Возобновилась традиция устраивать маскарады в летние вечера, а по субботам, когда дождь за окном разыгрывал минорные свои сонаты, проводились состязания поэтов во славу любви. Множество знаменитостей побывало в стенах дома за последние десять лет, оставив после себя память в виде забавных историй или наградив кого-то из девушек ребенком — мадам Шалль направляла таких девушек к мудрой старухе, выписанной ею аж из самого Киева и соблазненной обещанием заботиться о ней в старости. Например, иллюминатор из Пфальца Юнг-Штиллинг, очаровавший всех своим магическим искусством в комнате для тайных заседаний, или сын Гёте, бедный Август, как-то со скандалом покинувший заведение среди бела дня в открытом ландо, совершенно голым, за исключением окровавленного пластыря на лбу, после того как он откусил сосок у новенькой, а та, защищаясь, воткнула ему между глаз заколку для волос.
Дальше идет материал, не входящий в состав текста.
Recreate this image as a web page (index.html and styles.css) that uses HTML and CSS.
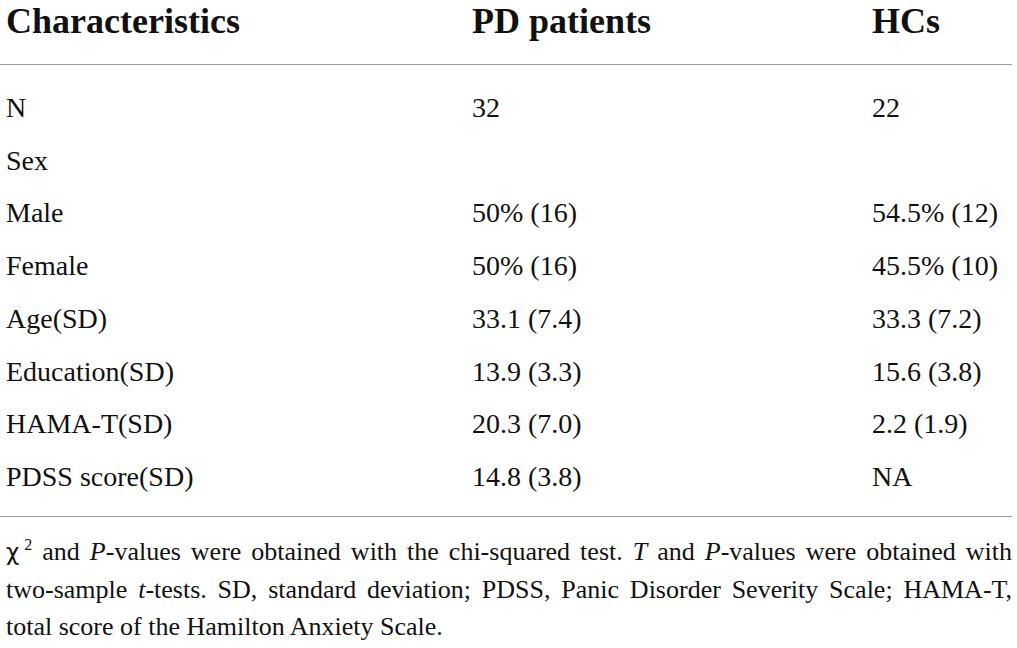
FILE: index.html
```html
<!DOCTYPE html>
<html lang="en">
  <head>
    <meta charset="UTF-8" />
    <meta name="viewport" content="width=device-width, initial-scale=1.0" />
    <title>Demographic characteristics</title>
    <link rel="stylesheet" href="styles.css">
  </head>
  <body>
    <div class="table">
      <div class="row head">
        <span>Characteristics</span>
        <span>PD patients</span>
        <span>HCs</span>
      </div>
      <div class="rule"></div>

      <div class="body">
        <div class="row"><span>N</span><span>32</span><span>22</span></div>
        <div class="row"><span>Sex</span><span></span><span></span></div>
        <div class="row"><span>Male</span><span>50% (16)</span><span>54.5% (12)</span></div>
        <div class="row"><span>Female</span><span>50% (16)</span><span>45.5% (10)</span></div>
        <div class="row"><span>Age(SD)</span><span>33.1 (7.4)</span><span>33.3 (7.2)</span></div>
        <div class="row"><span>Education(SD)</span><span>13.9 (3.3)</span><span>15.6 (3.8)</span></div>
        <div class="row"><span>HAMA-T(SD)</span><span>20.3 (7.0)</span><span>2.2 (1.9)</span></div>
        <div class="row"><span>PDSS score(SD)</span><span>14.8 (3.8)</span><span>NA</span></div>
      </div>
      <div class="rule"></div>

      <p class="note">
        <span class="chi">χ</span><sup>2</sup> and <i>P</i>-values were obtained with the
        chi-squared test. <i>T</i> and <i>P</i>-values were obtained with
        <span class="nw">two-sample</span> <span class="nw"><i>t</i>-tests.</span>
        SD, standard deviation; PDSS, Panic Disorder Severity Scale;
        <span class="nw">HAMA-T,</span> total score of the Hamilton Anxiety Scale.
      </p>
    </div>
  </body>
</html>
```

FILE: styles.css
```css
body {
  margin: 0;
  background: #fff;
  color: #111;
  font-family: "Liberation Serif", "Times New Roman", serif;
}
.table {
  width: 1012px;
}
.row {
  display: grid;
  grid-template-columns: 466px 400px 1fr;
  padding-left: 6px;
}
.head {
  font-size: 36px;
  font-weight: bold;
  line-height: 40px;
  padding-top: 1px;
  padding-bottom: 23px;
}
.rule {
  height: 1px;
  background: #999;
}
.body {
  padding-top: 17px;
  padding-bottom: 12px;
}
.body .row {
  font-size: 28px;
  line-height: 52.7px;
}
.note {
  margin: 16px 0 0;
  padding-left: 6px;
  font-size: 26px;
  line-height: 37px;
  text-align: justify;
}
.nw {
  white-space: nowrap;
}
.chi {
  font-family: "DejaVu Sans", sans-serif;
  font-size: 23px;
}
.note sup {
  font-size: 16px;
  margin-left: 5px;
  line-height: 0;
}
```
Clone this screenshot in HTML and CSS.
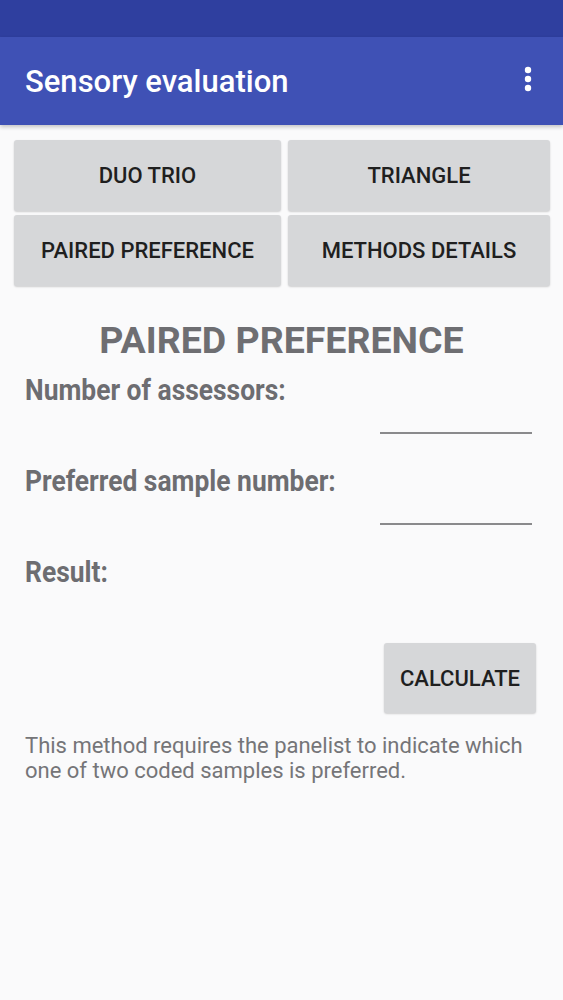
FILE: index.html
```html
<!DOCTYPE html>
<html>
<head>
<meta charset="utf-8">
<link rel="stylesheet" href="styles.css">
</head>
<body>
<div class="screen">
  <div class="status-bar"></div>
  <header class="app-bar">
    <h1 class="app-title">Sensory evaluation</h1>
    <svg class="overflow" width="10" height="30" viewBox="0 0 10 30">
      <circle cx="5" cy="6" r="3.2" fill="#fff"/>
      <circle cx="5" cy="15" r="3.2" fill="#fff"/>
      <circle cx="5" cy="24" r="3.2" fill="#fff"/>
    </svg>
  </header>
  <main class="content">
    <div class="method-grid">
      <button class="btn">DUO TRIO</button>
      <button class="btn">TRIANGLE</button>
      <button class="btn">PAIRED PREFERENCE</button>
      <button class="btn">METHODS DETAILS</button>
    </div>
    <h2 class="method-title">PAIRED PREFERENCE</h2>
    <div class="form">
      <div class="label"><span class="cond">Number of assessors:</span></div>
      <div class="input-row"><div class="input"></div></div>
      <div class="label"><span class="cond">Preferred sample number:</span></div>
      <div class="input-row"><div class="input"></div></div>
      <div class="label"><span class="cond">Result:</span></div>
      <div class="calc-row"><button class="btn btn-calc">CALCULATE</button></div>
      <p class="desc">This method requires the panelist to indicate which one of two coded samples is preferred.</p>
    </div>
  </main>
</div>
</body>
</html>
```

FILE: styles.css
```css
html, body {
  margin: 0;
  padding: 0;
  background: #fafafb;
}
body {
  font-family: Roboto, "Liberation Sans", sans-serif;
}
.screen {
  width: 563px;
  height: 1000px;
  background: #fafafb;
  overflow: hidden;
}
.status-bar {
  height: 37px;
  background: #2f3f9f;
}
.app-bar {
  height: 88px;
  background: #3f51b5;
  display: flex;
  align-items: center;
  justify-content: space-between;
  padding: 0 30px 0 25px;
  box-shadow: 0 2px 4px rgba(0,0,0,0.22);
  position: relative;
  z-index: 1;
}
.app-title {
  margin: 0;
  color: #fff;
  font-size: 31px;
  font-weight: 500;
}
.overflow {
  display: block;
  margin-top: -4px;
}
.content {
  padding: 15px 0 0 14px;
}
.method-grid {
  display: grid;
  grid-template-columns: 267px 262px;
  grid-auto-rows: 71px;
  column-gap: 7px;
  row-gap: 4px;
}
.btn {
  border: none;
  background: #d6d7d9;
  border-radius: 3px;
  box-shadow: 0 1px 2px rgba(0,0,0,0.18);
  font-family: Roboto, "Liberation Sans", sans-serif;
  font-weight: 500;
  font-size: 22px;
  color: #1f1f1f;
  padding: 0;
}
.method-title {
  margin: 33px 0 0 -14px;
  text-align: center;
  font-size: 37.5px;
  line-height: 42px;
  font-weight: 700;
  color: #6e6e72;
}
.form {
  padding: 0 31px 0 11px;
}
.label {
  font-size: 30px;
  font-weight: 700;
  color: #6d6d71;
  line-height: 36px;
  height: 36px;
  white-space: nowrap;
}
.method-title + .form .label:first-child {
  margin-top: 11px;
}
.cond {
  display: inline-block;
  transform: scaleX(0.88);
  transform-origin: left center;
}
.input-row {
  display: flex;
  justify-content: flex-end;
  height: 55px;
  align-items: flex-start;
}
.input {
  width: 152px;
  height: 2px;
  margin-top: 24px;
  background: #8a8a8c;
}
.calc-row {
  display: flex;
  justify-content: flex-end;
  margin-top: 53px;
  margin-right: -4px;
}
.btn-calc {
  width: 152px;
  height: 70px;
}
.desc {
  margin: 20px 0 0 0;
  font-size: 22px;
  line-height: 25px;
  color: #757578;
  padding-right: 0;
}
```
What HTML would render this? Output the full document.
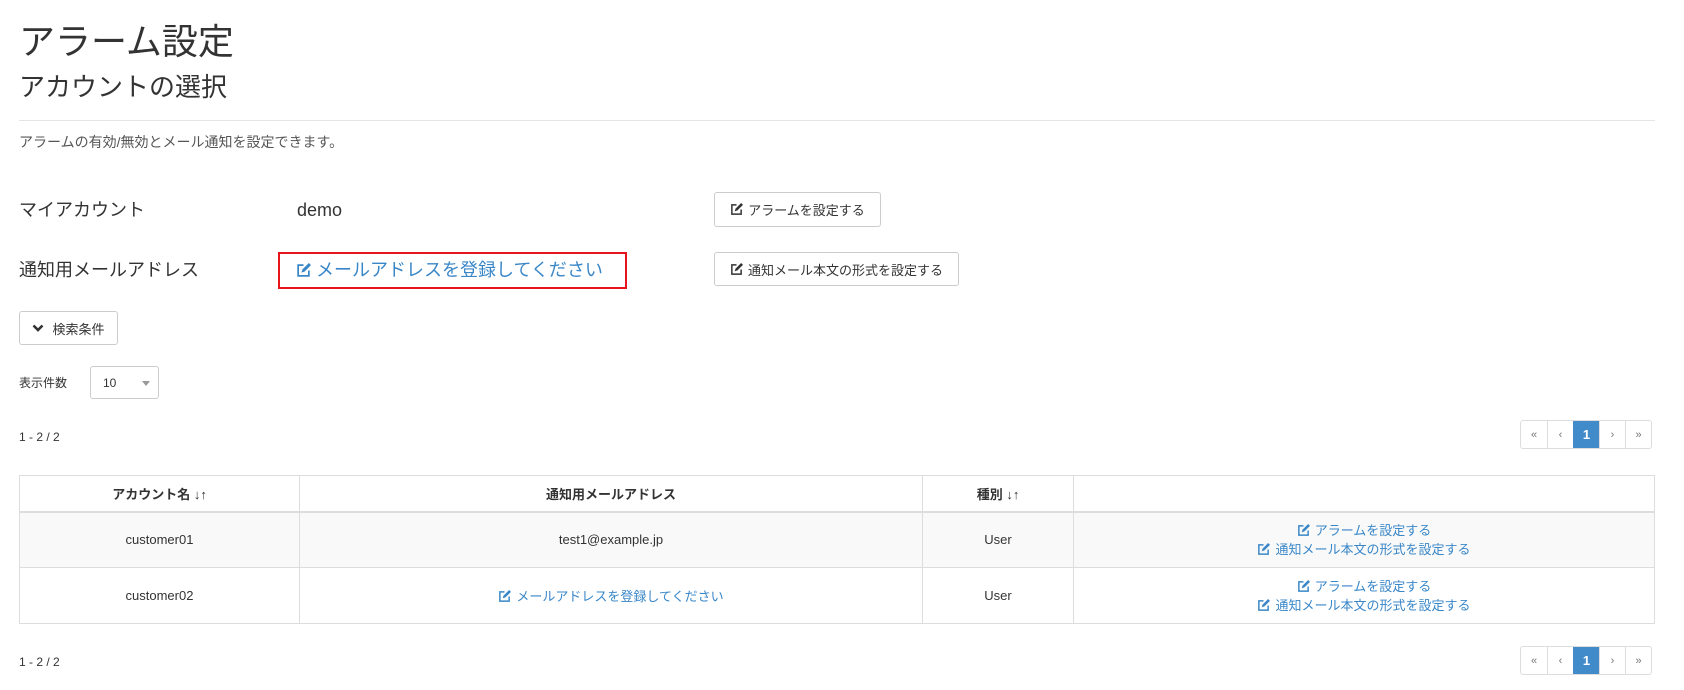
<!DOCTYPE html>
<html><head><meta charset="utf-8"><style>
*{box-sizing:border-box;margin:0;padding:0}
body{width:1684px;height:690px;background:#fff;font-family:"Liberation Sans","Noto Sans CJK JP",sans-serif;color:#333;position:relative;overflow:hidden}
.a{position:absolute;white-space:nowrap}
.btn{position:absolute;border:1px solid #ccc;border-radius:3px;background:#fff;font-size:13px;display:flex;align-items:center;justify-content:center;color:#333}
.ic{display:inline-block;vertical-align:-2px;margin-right:5px}
.link{color:#3a87c8}
.pg{position:absolute;display:flex;border:1px solid #ddd;border-radius:3px;height:29px;overflow:hidden}
.pg div{width:26px;border-left:1px solid #ddd;font-size:11px;color:#777;display:flex;align-items:center;justify-content:center}
.pg div:first-child{border-left:none}
.pg .act{background:#428bca;color:#fff;font-weight:bold;font-size:13px;border-color:#428bca}
table{position:absolute;left:19px;top:475px;width:1636px;border-collapse:collapse;font-size:13px}
td,th{border:1px solid #ddd;text-align:center;vertical-align:middle}
th{height:36px;border-bottom:2px solid #ddd;font-weight:bold}
tr.r1 td{background:#f9f9f9}
td{height:56px}
</style></head><body>
<svg width="0" height="0" style="position:absolute"><defs><symbol id="ed" viewBox="0 0 14 14"><path d="M7 2H2v10h10V7" fill="none" stroke="currentColor" stroke-width="1.6"/><path d="M5 9l1-3 6-6 2 2-6 6z" fill="currentColor"/></symbol></defs></svg>
<div class="a" style="left:19px;top:20px;font-size:36px;line-height:44px">アラーム設定</div>
<div class="a" style="left:19px;top:70px;font-size:26px;line-height:34px">アカウントの選択</div>
<div class="a" style="left:19px;top:120px;width:1636px;border-top:1px solid #e5e5e5"></div>
<div class="a" style="left:19px;top:132px;font-size:14px;color:#555;line-height:20px">アラームの有効/無効とメール通知を設定できます。</div>
<div class="a" style="left:19px;top:198px;font-size:18px;line-height:24px">マイアカウント</div>
<div class="a" style="left:297px;top:198px;font-size:18px;line-height:24px">demo</div>
<div class="a" style="left:19px;top:258px;font-size:18px;line-height:24px">通知用メールアドレス</div>
<div class="a" style="left:278px;top:252px;width:349px;height:37px;border:2px solid #e8141c"></div>
<div class="a link" style="left:296px;top:258px;font-size:18px;line-height:24px"><svg class="ic" width="15" height="15"><use href="#ed"/></svg>メールアドレスを登録してください</div>
<div class="btn" style="left:714px;top:192px;width:167px;height:35px"><svg class="ic" width="13" height="13"><use href="#ed"/></svg>アラームを設定する</div>
<div class="btn" style="left:714px;top:252px;width:245px;height:34px"><svg class="ic" width="13" height="13"><use href="#ed"/></svg>通知メール本文の形式を設定する</div>
<div class="btn" style="left:19px;top:311px;width:99px;height:34px"><svg width="12" height="10" style="margin-right:8px" viewBox="0 0 12 10"><path d="M1.5 2.5L6 7l4.5-4.5" fill="none" stroke="#333" stroke-width="2.6"/></svg>検索条件</div>
<div class="a" style="left:19px;top:374px;font-size:12px;line-height:18px">表示件数</div>
<div class="a" style="left:90px;top:366px;width:69px;height:33px;border:1px solid #ccc;border-radius:3px;font-size:12px;padding:9px 0 0 12px">10<span style="position:absolute;right:8px;top:14px;border-left:4px solid transparent;border-right:4px solid transparent;border-top:5px solid #999"></span></div>
<div class="a" style="left:19px;top:428px;font-size:12px;line-height:18px">1 - 2 / 2</div>
<div class="pg" style="left:1520px;top:420px"><div>«</div><div>‹</div><div class="act">1</div><div>›</div><div>»</div></div>
<table>
<tr><th style="width:280px">アカウント名 <b>↓↑</b></th><th style="width:623px">通知用メールアドレス</th><th style="width:151px">種別 <b>↓↑</b></th><th></th></tr>
<tr class="r1"><td>customer01</td><td>test1@example.jp</td><td>User</td><td class="link" style="line-height:19px"><svg class="ic" width="13" height="13"><use href="#ed"/></svg>アラームを設定する<br><svg class="ic" width="13" height="13"><use href="#ed"/></svg>通知メール本文の形式を設定する</td></tr>
<tr><td>customer02</td><td class="link"><svg class="ic" width="13" height="13"><use href="#ed"/></svg>メールアドレスを登録してください</td><td>User</td><td class="link" style="line-height:19px"><svg class="ic" width="13" height="13"><use href="#ed"/></svg>アラームを設定する<br><svg class="ic" width="13" height="13"><use href="#ed"/></svg>通知メール本文の形式を設定する</td></tr>
</table>
<div class="a" style="left:19px;top:653px;font-size:12px;line-height:18px">1 - 2 / 2</div>
<div class="pg" style="left:1520px;top:646px"><div>«</div><div>‹</div><div class="act">1</div><div>›</div><div>»</div></div>
</body></html>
Или Александр фон Гумбольдт, только что вернувшийся из путешествия в никому не известную страну, многие, впрочем, так и не переставали сомневаться, существует ли вообще такая страна; но существовала она или нет, только он привез оттуда целый букет болезней, за которые одна из случайных дам его сердца чуть не заплатила жизнью, заразив при этом неисповедимыми путями любви еще четверых.
Мадам Шалль была весьма терпима, когда речь шла о редкостных прихотях ее гостей; у нее было чувство справедливости, как у третейского арбитра. «Все имеют право быть счастливыми по-своему, — говорила она, стоя за своей конторкой на втором этаже и ведя подробный учет всем услугам дома, — но девушки сами устанавливают цену на счастье».
Она частенько хвасталась, что нет в мире такого желания, которое ее девушки не смогли бы удовлетворить, а в серьезные моменты могла и намекнуть, что не существует более полезного для общества заведения, чем бордель; и в пример приводила несколько попыток самоубийства, предотвращенных ее воспитанницами с помощью их несравненного искусства обольщения. А все те, кто появлялся в заведении к шести часам вечера, совершенно разбитыми непредвиденными обстоятельствами жизни, с жалкими остатками проигранного состояния и с обремененной тяжкими муками душой! Они покидали бордель в полночь, с прямой спиной, удовлетворенные до мозга костей, и готовы были, смеясь, встретить лицом к лицу все нелегкие испытания завтрашнего дня. Приводила она в доказательство своих рассуждений и супружества, спасенные на краю пропасти, поскольку, по крайней мере в ее фантазиях, было немало мужчин, нашедших истинное, перевернувшее их судьбу освобождение в объятиях ее девушек, и школа любви, пройденная ими, позволила им вдохнуть новую жизнь в супружескую постель, до этого такую же мертвую, как дерево, из которого она сделана, и изумить жен, разлюбивших своих мужей четверть века назад.
Она любила повторять, что нет таких потерпевших кораблекрушение несчастных, кто не нашел бы спасительной гавани в ее заведении, и единственное, что бесило ее, что она не могла открыть такое же заведение для городских дам, где их могли бы утешать юные красавцы, угадывающие их желания и утоляющие сердечные муки, — она сознавала, что время для таких экспериментов придет не ранее, чем век спустя.
В такой своеобразной среде рос мальчик. В ту ночь, когда он родился под аккомпанемент воя пурги и церковных колоколов, мало кто верил, что он переживет рассвет, но надеждам тех, кто желал ему смерти из сострадания, не суждено было оправдаться — мальчик упрямо не желал сдаваться смерти. Никто не знал точно, хотя многие догадывались, что некоторые люди рождаются с такой могучей волей к жизни, что она может побеждать законы природы. Мальчик пережил не только рассвет, он пережил и следующий день, и следующую неделю, и месяц, пока все не поняли, что он проживет если не все свои детские годы, то, по крайней мере, год-два. Но жизнь его состояла из таких страданий, что они могли бы смягчить сердце самого закоренелого преступника.
Лихорадка не отпускала его с первого дня. Его крошечное уродливое тельце сотрясалось от болей, причиняемых неправильно расположенными органами, пока он не терял сознание, что было для него облегчением. На третьем месяце тело его, ослабленное постоянной борьбой со смертью, покрылось гнойными нарывами, которые, вскрывшись, оставили после себя шрамы, изуродовавшие и те несколько квадратных сантиметров его тела, пощаженных врожденными аномалиями. Он противостоял смерти в длящихся неделями сражениях, вооруженный только волей к жизни, и, когда боли отступали, он улыбался так, что у девушек наворачивались слезы на глаза.